When lithium ion batteries are used as the batteries BV1 to BV4, each of the voltages VBV1 to VBV4 between both terminals of each of the batteries BV1 to BV4 reaches about 4.5 V when the batteries are fully recharged. Assuming that each of the voltages VBV1 to VBV4 respectively of the batteries BV1 to BV4 is defined as 5 V taking the design allowance into account, the batteries BV1 to BV4 connected in series as a whole generate a voltage of 20 V and, therefore, the battery voltage detecting circuit 100 needs to be of a high-voltage type. On the other hand, a circuit including the ADC 120 in a control system generally uses a power source voltage of about 3 V and the voltage VOUT output from the battery voltage detecting circuit 100 needs to be 3.3 V or lower.
In this case, assuming that the resistance values of the resistors R3 and R4 respectively are R3 and R4, the gain GAMP of the operational amplifier 110 is R4/R3. Therefore, the VOUT output when the voltage VBV4 of the battery BV4 is detected is VOUT=VBV4/GAMP+VREF=(V4−V3)R3/R4+VREF. Assuming that VBV4 is 5 V and VREF is 0.2 V, a condition for the gain GAMP of the operational amplifier 110 to be VOUT≦3.3 V is that GAMP≦(VOUT−VREF)/VBV4=(3.3−0.2)/5≈0.6. Based on this condition, the resistance values respectively of the resistors R3 and R4 are selected such that the gain GAMP of the operational amplifier 110 becomes about 0.6 and, thereby, the voltage VOUT output to the ADC 120 can be made 3.3 V or lower. However, in this case, the operational amplifier 110 needs to be of a high-voltage type and this results in increase of the cost of the battery voltage detecting circuit 100.
To make the operational amplifier 110 need not to be of a high-voltage type, the voltage applied to the operational amplifier 110 needs to be 3.3 V or lower.
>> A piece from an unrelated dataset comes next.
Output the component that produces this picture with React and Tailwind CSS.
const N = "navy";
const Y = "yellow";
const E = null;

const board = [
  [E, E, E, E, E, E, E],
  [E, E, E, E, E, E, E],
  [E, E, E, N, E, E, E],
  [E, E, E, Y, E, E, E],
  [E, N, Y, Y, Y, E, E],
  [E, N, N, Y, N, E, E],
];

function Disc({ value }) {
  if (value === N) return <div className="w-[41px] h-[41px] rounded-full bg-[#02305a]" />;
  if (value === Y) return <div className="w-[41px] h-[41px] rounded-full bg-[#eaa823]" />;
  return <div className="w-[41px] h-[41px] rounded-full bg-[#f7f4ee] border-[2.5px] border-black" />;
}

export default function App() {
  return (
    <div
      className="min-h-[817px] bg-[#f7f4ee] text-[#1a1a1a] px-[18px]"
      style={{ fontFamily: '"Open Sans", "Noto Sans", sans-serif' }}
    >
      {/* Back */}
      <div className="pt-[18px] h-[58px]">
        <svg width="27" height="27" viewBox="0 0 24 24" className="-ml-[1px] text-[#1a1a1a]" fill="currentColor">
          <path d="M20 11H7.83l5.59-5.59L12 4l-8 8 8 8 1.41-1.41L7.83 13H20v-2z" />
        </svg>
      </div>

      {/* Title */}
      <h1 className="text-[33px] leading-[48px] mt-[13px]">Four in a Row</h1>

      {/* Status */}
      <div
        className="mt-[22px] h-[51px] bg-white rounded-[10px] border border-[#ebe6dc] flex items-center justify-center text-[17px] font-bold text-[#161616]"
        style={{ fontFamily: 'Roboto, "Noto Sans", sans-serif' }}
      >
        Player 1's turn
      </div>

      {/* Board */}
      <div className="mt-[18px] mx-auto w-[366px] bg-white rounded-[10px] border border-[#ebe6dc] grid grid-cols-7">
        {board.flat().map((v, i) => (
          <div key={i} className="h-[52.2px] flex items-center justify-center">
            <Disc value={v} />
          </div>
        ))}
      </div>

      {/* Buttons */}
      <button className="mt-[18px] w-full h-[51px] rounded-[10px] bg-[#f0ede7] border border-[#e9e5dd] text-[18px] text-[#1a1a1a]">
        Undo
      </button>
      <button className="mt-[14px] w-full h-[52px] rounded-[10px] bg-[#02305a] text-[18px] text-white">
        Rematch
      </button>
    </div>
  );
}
That is, to make the voltage V+ applied to a + input terminal of the operational amplifier 110 be 3.3 V or lower, that (V3−VREF)R4/(R3+R4)+VREF≦3.3 needs to be satisfied. This leads to R4/(R3+R4)≦(3.3−VREF)/(V3−VREF)=(3.3−0.2)/(15−0.2)=3.1/14.8≈0.21. Therefore, the gain GAMP of the operational amplifier 110 is GAMP=R4/R3≦0.21/(1−0.21)≈0.26. Therefore, by selecting the resistance values respectively of the resistors R3 and R4 such that the gain GAMP of the operational amplifier 110 is about 0.26, the operational amplifier 110 can be made need to not be of a high-voltage type. However, in this case, the voltage VOUT input into the ADC 120 goes low because the gain GAMP of the operational amplifier 110 is small. Therefore, to highly precisely detect the battery voltage, the ADC 120 needs to be of a high-precision type and this results in increase of the cost thereof.
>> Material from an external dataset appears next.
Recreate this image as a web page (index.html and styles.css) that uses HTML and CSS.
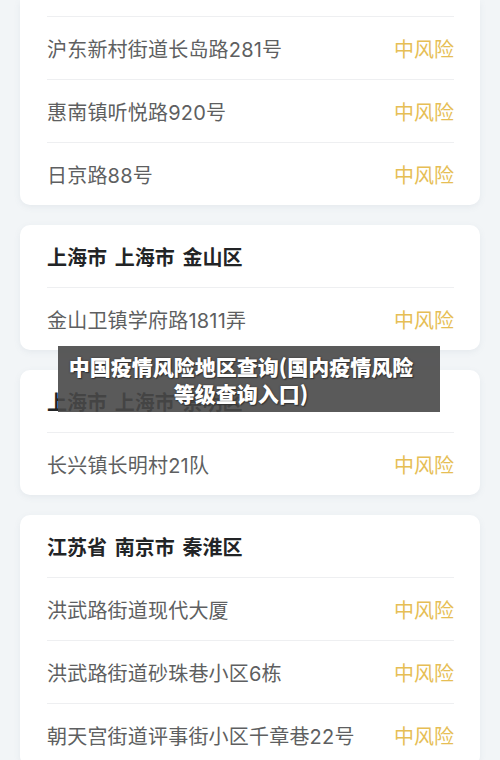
FILE: index.html
```html
<!DOCTYPE html>
<html lang="zh-CN">
<head>
<meta charset="utf-8">
<title>中国疫情风险地区查询</title>
<link rel="stylesheet" href="styles.css">
</head>
<body>
<main class="page">
  <section class="card card-cut">
    <div class="row"><span class="addr">沪东新村街道长岛路281号</span><span class="risk">中风险</span></div>
    <div class="row"><span class="addr">惠南镇听悦路920号</span><span class="risk">中风险</span></div>
    <div class="row"><span class="addr">日京路88号</span><span class="risk">中风险</span></div>
  </section>

  <section class="card">
    <h2 class="region">上海市 上海市 金山区</h2>
    <div class="row"><span class="addr">金山卫镇学府路1811弄</span><span class="risk">中风险</span></div>
  </section>

  <section class="card">
    <h2 class="region">上海市 上海市 崇明区</h2>
    <div class="row"><span class="addr">长兴镇长明村21队</span><span class="risk">中风险</span></div>
  </section>

  <section class="card">
    <h2 class="region">江苏省 南京市 秦淮区</h2>
    <div class="row"><span class="addr">洪武路街道现代大厦</span><span class="risk">中风险</span></div>
    <div class="row"><span class="addr">洪武路街道砂珠巷小区6栋</span><span class="risk">中风险</span></div>
    <div class="row"><span class="addr">朝天宫街道评事街小区千章巷22号</span><span class="risk">中风险</span></div>
  </section>

  <div class="caption">中国疫情风险地区查询(国内疫情风险等级查询入口)</div>
</main>
</body>
</html>
```

FILE: styles.css
```css
html, body {
  margin: 0;
  padding: 0;
  background: #f2f5f7;
}

body {
  font-family: Inter, "Noto Sans CJK SC", "Noto Sans", sans-serif;
  overflow: hidden;
}

.page {
  position: relative;
  display: flex;
  flex-direction: column;
  gap: 20px;
  padding: 0 20px;
  height: 760px;
}

.card {
  background: #ffffff;
  border-radius: 10px;
  box-shadow: 0 2px 6px rgba(120, 140, 160, 0.10);
  flex: none;
}

/* list scrolled so the top of this card is out of view */
.card-cut {
  border-top-left-radius: 0;
  border-top-right-radius: 0;
  padding-top: 16px;
}

.region {
  margin: 0 26px 0 27px;
  height: 62px;
  display: flex;
  align-items: center;
  font-size: 20px;
  font-weight: 700;
  word-spacing: 3px;
  color: #222426;
}

.row {
  margin: 0 26px 0 27px;
  height: 62px;
  display: flex;
  align-items: center;
  justify-content: space-between;
  border-top: 1px solid #eeeff1;
  font-size: 20px;
  letter-spacing: 0.2px;
}

.addr {
  color: #5e5f61;
}

.risk {
  color: #e6be55;
  letter-spacing: 0;
}

.caption {
  position: absolute;
  left: 58px;
  top: 346px;
  width: 382px;
  height: 66px;
  box-sizing: border-box;
  padding: 2px 24px 0 8px;
  display: flex;
  align-items: center;
  justify-content: center;
  text-align: center;
  background: rgba(72, 72, 72, 0.9);
  color: #ffffff;
  font-family: "Noto Sans CJK SC", sans-serif;
  font-size: 21px;
  font-weight: 900;
  line-height: 27px;
  text-shadow: 0 0 2px #333, 1px 1px 1px #333;
}
```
In the battery voltage detecting circuit 100, when the voltages respectively of the batteries BV1 to BV4 are detected, a current flows through the resistors R1 and R3 that are connected to the input terminal of the operational amplifier 110. Therefore, to suppress the discharge of the batteries BV1 to BV4 caused by this current, high resistances such as about several mega ohms each need to be used as the resistances respectively of the resistors R1 and R3. To highly precisely detect the voltages respectively of the batteries BV1 to BV4, the resistors R1 to R4 need to be those that each have a low voltage-dependent resistance value. When an integrated circuit using resistors that each have a high resistance value with low voltage dependency as above is manufactured, special process steps need to be provided and this results in increase of the cost thereof.